The commerce and finance ministries are likely to submit a proposal on measures to promote imports to the State Council, the Cabinet, and this will include details on cutting duty on luxury items, Yao said.
China has committed itself to doubling imports by 2015 to balance trade.
Amid a decline in import growth over the past few months there were suggestions that the government was considering cutting duty on some luxury goods, such as cosmetics, cigarettes and alcohol.
"The relevant authorities have, in principle, reached agreement on lowering import duty on some luxury goods to help boost imports, although there are differences of opinion on the specifics," Yao said, without elaborating.
With rising disposable income and a growing brand awareness, China is expected to surpass Japan by 2012 as the world's largest luxury consumer market, with an estimated value of $14.6 billion, according to the World Luxury Association.
But industry figures also reveal that Chinese consumers spend four times more on luxury goods abroad than at home, thanks to high import duty and taxes.
"Cutting duty (on luxury goods) is a general trend," Liu Huan, an adviser to the State Council and deputy director of the School of Taxation at the Central University of Finance and Economics, said.
"It should stimulate domestic consumption as consumers will spend more in the domestic market."
Reducing duty will also mean that China honors commitments to the World Trade Organization (WTO), he added.
Since China's WTO entry in 2001, import tariffs have dropped to 9.8 percent, on average, from 15.3 percent. But tariffs on luxury goods are 30 percent, on average, with import duty hitting 65 percent on wine.

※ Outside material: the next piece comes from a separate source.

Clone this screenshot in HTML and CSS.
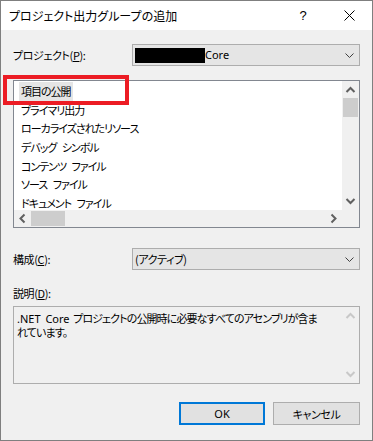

China vowed late last year to increase imports to balance trade and ease pressure on yuan appreciation resulting from its large surplus.
The Ministry of Commerce said that imports of luxury goods, and other items such as high-tech products, will be expanded.
Manufacturers of luxury goods welcomed the planned duty reduction.
"The tax cut will definitely help and improve our business in China. We are looking forward to it," Lutz Bethge, chief executive officer of Montblanc, told China Daily.
China has been the largest market, since 2007, for the German-based manufacturer of writing instruments, watches and accessories.
Taken together, import duty, value-added tax and consumption tax on imported goods, including luxury items, reached more than 1.25 trillion yuan ($193 billion) last year, accounting for 30 percent of China's fiscal income.
But some experts doubt the effect of cutting duty.
"Not all people can afford luxury goods and the majority of consumers are unable to buy them," Yang Zhiqing, deputy director of the School of Taxation at the Central University of Finance and Economics, said.
Zhou Shijian, a trade expert at Tsinghua University, agreed. "Not only luxury goods but also ordinary items, needed for everyday life, should be included in any import duty reduction."